DATA

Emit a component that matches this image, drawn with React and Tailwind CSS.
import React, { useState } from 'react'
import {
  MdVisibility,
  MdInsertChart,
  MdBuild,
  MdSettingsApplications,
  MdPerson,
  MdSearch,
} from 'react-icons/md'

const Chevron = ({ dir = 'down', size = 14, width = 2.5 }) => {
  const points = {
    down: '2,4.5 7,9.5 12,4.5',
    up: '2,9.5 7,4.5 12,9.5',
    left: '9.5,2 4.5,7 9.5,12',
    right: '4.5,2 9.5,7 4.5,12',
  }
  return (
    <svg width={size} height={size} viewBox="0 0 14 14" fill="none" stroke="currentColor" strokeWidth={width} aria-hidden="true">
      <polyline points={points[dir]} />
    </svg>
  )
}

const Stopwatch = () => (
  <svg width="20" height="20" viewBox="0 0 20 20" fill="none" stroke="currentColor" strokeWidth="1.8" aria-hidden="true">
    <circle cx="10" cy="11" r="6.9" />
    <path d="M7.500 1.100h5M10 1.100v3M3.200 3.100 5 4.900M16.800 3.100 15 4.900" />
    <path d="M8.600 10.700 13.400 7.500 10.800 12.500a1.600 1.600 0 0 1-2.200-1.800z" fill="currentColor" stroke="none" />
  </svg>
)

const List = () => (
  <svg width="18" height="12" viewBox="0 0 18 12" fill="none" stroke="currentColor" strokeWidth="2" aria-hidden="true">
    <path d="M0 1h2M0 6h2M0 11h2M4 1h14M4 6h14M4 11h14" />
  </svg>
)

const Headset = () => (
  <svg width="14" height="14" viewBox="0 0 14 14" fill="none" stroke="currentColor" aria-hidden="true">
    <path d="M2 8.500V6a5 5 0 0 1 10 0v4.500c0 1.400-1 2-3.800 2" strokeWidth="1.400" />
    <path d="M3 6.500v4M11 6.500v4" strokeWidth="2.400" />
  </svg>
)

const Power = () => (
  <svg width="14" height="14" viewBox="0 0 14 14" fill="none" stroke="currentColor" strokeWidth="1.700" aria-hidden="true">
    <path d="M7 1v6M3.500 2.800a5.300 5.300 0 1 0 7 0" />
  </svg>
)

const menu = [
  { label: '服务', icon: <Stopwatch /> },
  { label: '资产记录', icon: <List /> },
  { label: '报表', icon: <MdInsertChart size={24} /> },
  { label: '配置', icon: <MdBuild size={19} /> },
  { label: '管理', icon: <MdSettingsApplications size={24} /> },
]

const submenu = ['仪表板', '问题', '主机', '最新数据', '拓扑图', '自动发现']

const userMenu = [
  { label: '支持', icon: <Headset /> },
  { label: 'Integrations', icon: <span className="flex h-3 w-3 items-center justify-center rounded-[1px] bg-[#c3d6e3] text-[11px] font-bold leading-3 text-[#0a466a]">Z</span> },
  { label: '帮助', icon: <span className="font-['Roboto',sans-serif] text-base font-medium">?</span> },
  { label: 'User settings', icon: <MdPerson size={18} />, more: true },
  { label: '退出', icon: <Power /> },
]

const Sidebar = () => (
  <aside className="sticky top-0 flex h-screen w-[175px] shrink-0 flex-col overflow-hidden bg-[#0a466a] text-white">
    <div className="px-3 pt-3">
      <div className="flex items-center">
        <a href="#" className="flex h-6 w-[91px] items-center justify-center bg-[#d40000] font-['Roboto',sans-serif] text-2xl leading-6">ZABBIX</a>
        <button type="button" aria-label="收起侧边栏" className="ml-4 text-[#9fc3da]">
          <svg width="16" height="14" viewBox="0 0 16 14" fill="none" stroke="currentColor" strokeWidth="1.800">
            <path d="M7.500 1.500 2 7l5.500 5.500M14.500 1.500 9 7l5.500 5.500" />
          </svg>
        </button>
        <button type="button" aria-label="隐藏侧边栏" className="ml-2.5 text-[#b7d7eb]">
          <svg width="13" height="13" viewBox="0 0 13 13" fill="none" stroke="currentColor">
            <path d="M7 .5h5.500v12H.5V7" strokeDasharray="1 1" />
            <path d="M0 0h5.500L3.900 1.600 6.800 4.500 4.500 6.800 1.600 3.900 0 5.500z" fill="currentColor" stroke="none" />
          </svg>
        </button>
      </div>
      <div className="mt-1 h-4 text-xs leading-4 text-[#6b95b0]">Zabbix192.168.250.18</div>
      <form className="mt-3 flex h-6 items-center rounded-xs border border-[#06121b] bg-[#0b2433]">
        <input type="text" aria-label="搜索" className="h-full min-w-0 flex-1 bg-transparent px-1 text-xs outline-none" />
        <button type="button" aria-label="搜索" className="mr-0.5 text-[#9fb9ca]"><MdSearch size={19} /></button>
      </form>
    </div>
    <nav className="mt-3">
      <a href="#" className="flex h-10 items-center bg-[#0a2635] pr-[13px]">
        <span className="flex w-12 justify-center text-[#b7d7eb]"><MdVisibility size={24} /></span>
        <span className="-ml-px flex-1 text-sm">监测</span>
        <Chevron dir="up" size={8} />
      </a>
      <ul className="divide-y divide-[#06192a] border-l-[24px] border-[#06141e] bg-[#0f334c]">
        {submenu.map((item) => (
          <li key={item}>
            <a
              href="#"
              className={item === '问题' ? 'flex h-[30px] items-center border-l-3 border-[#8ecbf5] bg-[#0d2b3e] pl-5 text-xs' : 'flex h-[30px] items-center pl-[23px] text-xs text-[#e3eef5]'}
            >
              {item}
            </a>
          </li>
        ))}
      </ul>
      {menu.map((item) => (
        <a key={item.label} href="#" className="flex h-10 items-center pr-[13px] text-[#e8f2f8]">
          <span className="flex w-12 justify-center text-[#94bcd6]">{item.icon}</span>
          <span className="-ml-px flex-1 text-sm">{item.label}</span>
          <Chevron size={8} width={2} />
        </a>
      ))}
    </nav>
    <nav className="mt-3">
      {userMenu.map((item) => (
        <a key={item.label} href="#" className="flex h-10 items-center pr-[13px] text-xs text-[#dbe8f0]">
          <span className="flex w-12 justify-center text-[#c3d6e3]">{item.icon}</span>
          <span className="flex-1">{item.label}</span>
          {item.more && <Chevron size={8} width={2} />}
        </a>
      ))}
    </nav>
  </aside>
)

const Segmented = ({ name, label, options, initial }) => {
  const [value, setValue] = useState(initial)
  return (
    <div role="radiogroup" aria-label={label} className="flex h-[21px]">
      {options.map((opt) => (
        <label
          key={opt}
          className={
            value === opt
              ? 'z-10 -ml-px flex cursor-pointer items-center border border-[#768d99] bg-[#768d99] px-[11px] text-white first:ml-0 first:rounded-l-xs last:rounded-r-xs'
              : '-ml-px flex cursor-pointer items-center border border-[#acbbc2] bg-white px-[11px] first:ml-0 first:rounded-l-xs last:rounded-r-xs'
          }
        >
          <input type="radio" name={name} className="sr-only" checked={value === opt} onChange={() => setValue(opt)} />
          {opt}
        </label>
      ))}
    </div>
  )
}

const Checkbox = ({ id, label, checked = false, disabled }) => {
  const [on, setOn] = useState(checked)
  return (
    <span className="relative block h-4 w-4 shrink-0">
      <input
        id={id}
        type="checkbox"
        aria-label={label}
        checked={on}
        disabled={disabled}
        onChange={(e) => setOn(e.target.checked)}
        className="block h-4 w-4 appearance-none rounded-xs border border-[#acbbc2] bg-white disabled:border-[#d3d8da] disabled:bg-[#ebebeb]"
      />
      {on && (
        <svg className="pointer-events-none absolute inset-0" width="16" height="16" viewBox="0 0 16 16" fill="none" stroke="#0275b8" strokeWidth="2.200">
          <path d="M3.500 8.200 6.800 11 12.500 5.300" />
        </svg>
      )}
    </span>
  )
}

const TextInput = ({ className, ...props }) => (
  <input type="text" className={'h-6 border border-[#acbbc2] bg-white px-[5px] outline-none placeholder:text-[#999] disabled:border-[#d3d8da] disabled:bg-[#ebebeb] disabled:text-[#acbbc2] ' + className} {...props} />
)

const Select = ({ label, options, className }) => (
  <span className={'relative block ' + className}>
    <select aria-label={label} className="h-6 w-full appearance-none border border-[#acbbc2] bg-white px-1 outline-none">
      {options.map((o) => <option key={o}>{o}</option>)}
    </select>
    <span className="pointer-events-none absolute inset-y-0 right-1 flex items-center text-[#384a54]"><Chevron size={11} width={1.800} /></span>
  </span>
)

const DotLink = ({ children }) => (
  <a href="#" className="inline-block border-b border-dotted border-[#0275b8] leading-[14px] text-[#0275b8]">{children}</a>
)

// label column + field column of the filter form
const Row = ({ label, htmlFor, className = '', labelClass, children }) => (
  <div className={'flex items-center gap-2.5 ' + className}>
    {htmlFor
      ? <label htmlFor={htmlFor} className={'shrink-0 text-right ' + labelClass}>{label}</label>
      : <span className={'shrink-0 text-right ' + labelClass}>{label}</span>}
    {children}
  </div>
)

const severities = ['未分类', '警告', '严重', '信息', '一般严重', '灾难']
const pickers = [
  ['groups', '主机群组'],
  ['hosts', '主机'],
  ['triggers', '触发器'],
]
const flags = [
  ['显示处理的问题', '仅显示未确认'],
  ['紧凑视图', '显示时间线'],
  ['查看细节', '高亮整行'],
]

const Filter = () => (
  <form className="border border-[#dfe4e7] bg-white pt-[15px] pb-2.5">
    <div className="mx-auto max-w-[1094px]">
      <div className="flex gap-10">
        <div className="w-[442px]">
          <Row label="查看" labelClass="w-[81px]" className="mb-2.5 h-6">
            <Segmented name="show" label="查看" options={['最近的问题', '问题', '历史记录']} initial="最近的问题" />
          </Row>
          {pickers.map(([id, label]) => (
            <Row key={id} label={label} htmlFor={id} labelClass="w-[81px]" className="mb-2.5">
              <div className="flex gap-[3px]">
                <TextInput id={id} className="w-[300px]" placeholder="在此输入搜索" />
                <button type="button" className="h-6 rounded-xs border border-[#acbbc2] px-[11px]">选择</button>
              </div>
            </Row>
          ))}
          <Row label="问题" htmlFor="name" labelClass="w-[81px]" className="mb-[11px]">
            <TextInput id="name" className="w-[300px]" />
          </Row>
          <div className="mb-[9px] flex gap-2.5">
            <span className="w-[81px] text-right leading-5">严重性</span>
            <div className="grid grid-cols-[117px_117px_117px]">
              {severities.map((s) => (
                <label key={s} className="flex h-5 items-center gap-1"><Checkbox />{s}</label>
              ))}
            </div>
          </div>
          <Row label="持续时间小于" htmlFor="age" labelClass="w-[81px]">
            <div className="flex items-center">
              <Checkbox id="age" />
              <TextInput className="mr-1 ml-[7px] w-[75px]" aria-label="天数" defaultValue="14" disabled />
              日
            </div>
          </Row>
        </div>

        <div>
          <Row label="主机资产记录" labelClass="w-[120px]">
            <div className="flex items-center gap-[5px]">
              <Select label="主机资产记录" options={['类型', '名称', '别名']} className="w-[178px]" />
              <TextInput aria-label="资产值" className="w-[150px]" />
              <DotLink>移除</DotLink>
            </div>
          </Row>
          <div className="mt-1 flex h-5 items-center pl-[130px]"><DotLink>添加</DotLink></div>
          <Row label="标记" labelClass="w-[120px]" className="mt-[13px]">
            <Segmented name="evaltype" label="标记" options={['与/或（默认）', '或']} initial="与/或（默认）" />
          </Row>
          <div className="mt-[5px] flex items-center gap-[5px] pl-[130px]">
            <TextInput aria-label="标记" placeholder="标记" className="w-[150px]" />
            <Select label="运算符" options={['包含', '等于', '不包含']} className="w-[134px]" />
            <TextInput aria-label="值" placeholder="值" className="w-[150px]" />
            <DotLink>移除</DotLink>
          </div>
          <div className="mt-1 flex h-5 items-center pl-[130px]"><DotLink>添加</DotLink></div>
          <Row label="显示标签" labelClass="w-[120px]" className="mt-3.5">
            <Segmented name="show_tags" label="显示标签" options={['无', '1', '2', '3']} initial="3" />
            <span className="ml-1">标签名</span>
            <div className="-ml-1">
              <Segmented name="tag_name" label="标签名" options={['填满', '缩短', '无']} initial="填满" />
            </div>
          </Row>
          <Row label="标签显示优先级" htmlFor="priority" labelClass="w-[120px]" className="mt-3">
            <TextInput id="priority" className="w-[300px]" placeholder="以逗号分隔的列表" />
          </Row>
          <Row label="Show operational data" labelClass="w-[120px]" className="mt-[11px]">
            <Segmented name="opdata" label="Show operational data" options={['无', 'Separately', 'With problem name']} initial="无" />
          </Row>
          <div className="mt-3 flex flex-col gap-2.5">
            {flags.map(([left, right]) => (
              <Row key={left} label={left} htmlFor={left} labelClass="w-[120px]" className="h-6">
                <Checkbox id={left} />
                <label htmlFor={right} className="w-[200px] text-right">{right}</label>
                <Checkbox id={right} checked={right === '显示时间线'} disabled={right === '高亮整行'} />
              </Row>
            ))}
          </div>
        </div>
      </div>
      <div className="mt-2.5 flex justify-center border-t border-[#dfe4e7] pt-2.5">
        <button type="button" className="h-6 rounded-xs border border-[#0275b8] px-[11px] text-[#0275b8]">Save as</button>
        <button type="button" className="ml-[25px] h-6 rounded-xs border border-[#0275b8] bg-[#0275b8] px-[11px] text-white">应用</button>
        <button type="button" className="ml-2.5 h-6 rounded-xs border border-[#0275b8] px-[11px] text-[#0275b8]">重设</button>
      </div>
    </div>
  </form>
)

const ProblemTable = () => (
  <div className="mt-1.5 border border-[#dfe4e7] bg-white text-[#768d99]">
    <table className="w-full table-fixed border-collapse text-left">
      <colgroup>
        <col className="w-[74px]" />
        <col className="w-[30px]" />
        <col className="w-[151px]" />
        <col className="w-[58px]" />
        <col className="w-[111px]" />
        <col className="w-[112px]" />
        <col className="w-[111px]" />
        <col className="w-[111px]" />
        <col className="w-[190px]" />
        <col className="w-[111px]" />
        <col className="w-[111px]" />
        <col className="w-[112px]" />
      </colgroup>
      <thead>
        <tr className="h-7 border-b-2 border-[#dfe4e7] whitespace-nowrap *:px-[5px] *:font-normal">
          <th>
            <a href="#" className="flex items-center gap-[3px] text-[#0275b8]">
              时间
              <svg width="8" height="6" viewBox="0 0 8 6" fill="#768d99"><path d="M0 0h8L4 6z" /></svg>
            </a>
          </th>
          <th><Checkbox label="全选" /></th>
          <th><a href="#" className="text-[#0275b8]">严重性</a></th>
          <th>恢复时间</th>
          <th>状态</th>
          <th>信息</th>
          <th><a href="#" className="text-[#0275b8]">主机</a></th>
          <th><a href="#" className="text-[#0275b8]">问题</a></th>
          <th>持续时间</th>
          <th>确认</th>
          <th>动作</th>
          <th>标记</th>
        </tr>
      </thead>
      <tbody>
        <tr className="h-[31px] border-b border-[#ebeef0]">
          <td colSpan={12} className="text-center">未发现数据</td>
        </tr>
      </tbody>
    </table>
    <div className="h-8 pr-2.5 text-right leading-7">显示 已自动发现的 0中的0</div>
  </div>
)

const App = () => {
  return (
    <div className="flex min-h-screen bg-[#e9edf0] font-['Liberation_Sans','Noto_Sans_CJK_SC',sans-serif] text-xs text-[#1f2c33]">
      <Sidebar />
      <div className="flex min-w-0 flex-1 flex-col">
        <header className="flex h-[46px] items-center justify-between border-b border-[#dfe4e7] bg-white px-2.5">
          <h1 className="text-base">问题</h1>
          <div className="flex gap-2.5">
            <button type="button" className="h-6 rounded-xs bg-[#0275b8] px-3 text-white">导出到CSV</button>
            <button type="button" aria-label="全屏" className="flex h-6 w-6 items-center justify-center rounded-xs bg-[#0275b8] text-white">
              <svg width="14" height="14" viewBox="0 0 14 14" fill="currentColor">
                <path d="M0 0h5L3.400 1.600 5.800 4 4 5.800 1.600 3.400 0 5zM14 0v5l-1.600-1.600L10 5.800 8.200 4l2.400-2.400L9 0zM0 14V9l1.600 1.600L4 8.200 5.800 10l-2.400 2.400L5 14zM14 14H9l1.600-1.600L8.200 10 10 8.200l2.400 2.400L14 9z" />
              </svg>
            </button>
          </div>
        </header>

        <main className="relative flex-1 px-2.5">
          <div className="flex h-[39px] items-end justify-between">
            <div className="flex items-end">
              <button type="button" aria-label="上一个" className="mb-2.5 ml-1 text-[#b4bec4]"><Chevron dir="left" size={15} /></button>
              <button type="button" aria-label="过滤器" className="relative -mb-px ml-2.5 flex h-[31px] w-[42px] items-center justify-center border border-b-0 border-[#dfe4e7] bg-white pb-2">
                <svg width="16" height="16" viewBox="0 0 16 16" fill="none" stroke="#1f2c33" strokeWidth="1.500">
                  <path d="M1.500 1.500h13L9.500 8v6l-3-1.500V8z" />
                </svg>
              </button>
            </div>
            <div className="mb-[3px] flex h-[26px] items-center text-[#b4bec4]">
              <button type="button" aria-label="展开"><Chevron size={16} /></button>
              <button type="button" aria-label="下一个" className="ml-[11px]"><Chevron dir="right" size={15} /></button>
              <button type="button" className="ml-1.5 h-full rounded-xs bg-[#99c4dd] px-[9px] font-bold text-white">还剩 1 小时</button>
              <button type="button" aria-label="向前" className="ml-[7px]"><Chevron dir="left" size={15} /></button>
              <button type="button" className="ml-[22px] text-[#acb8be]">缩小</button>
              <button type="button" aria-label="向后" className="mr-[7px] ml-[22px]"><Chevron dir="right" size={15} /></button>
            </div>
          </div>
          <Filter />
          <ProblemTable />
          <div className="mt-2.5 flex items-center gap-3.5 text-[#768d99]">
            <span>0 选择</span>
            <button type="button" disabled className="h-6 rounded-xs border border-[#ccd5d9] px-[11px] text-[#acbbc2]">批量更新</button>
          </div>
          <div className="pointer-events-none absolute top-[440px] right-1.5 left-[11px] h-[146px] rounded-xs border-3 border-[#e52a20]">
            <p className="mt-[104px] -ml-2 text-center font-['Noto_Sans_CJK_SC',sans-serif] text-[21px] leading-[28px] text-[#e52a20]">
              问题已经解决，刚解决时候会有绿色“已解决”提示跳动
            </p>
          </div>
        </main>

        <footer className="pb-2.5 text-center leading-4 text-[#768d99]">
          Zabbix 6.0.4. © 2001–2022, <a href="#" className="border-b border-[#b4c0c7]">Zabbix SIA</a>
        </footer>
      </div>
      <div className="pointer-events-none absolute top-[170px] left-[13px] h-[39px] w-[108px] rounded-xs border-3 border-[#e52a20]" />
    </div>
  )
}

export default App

TASK GOAL
Return, please, the lines of the data from the first through the line containing "const submenu = ['仪表板', '问题', '主机', '最新数据', '拓扑图', '自动发现']", both kept, exactly as they stand and nothing more.

RESULT FOR THIS EXERCISE
Emit a component that matches this image, drawn with React and Tailwind CSS.
import React, { useState } from 'react'
import {
  MdVisibility,
  MdInsertChart,
  MdBuild,
  MdSettingsApplications,
  MdPerson,
  MdSearch,
} from 'react-icons/md'

const Chevron = ({ dir = 'down', size = 14, width = 2.5 }) => {
  const points = {
    down: '2,4.5 7,9.5 12,4.5',
    up: '2,9.5 7,4.5 12,9.5',
    left: '9.5,2 4.5,7 9.5,12',
    right: '4.5,2 9.5,7 4.5,12',
  }
  return (
    <svg width={size} height={size} viewBox="0 0 14 14" fill="none" stroke="currentColor" strokeWidth={width} aria-hidden="true">
      <polyline points={points[dir]} />
    </svg>
  )
}

const Stopwatch = () => (
  <svg width="20" height="20" viewBox="0 0 20 20" fill="none" stroke="currentColor" strokeWidth="1.8" aria-hidden="true">
    <circle cx="10" cy="11" r="6.9" />
    <path d="M7.500 1.100h5M10 1.100v3M3.200 3.100 5 4.900M16.800 3.100 15 4.900" />
    <path d="M8.600 10.700 13.400 7.500 10.800 12.500a1.600 1.600 0 0 1-2.200-1.800z" fill="currentColor" stroke="none" />
  </svg>
)

const List = () => (
  <svg width="18" height="12" viewBox="0 0 18 12" fill="none" stroke="currentColor" strokeWidth="2" aria-hidden="true">
    <path d="M0 1h2M0 6h2M0 11h2M4 1h14M4 6h14M4 11h14" />
  </svg>
)

const Headset = () => (
  <svg width="14" height="14" viewBox="0 0 14 14" fill="none" stroke="currentColor" aria-hidden="true">
    <path d="M2 8.500V6a5 5 0 0 1 10 0v4.500c0 1.400-1 2-3.800 2" strokeWidth="1.400" />
    <path d="M3 6.500v4M11 6.500v4" strokeWidth="2.400" />
  </svg>
)

const Power = () => (
  <svg width="14" height="14" viewBox="0 0 14 14" fill="none" stroke="currentColor" strokeWidth="1.700" aria-hidden="true">
    <path d="M7 1v6M3.500 2.800a5.300 5.300 0 1 0 7 0" />
  </svg>
)

const menu = [
  { label: '服务', icon: <Stopwatch /> },
  { label: '资产记录', icon: <List /> },
  { label: '报表', icon: <MdInsertChart size={24} /> },
  { label: '配置', icon: <MdBuild size={19} /> },
  { label: '管理', icon: <MdSettingsApplications size={24} /> },
]

const submenu = ['仪表板', '问题', '主机', '最新数据', '拓扑图', '自动发现']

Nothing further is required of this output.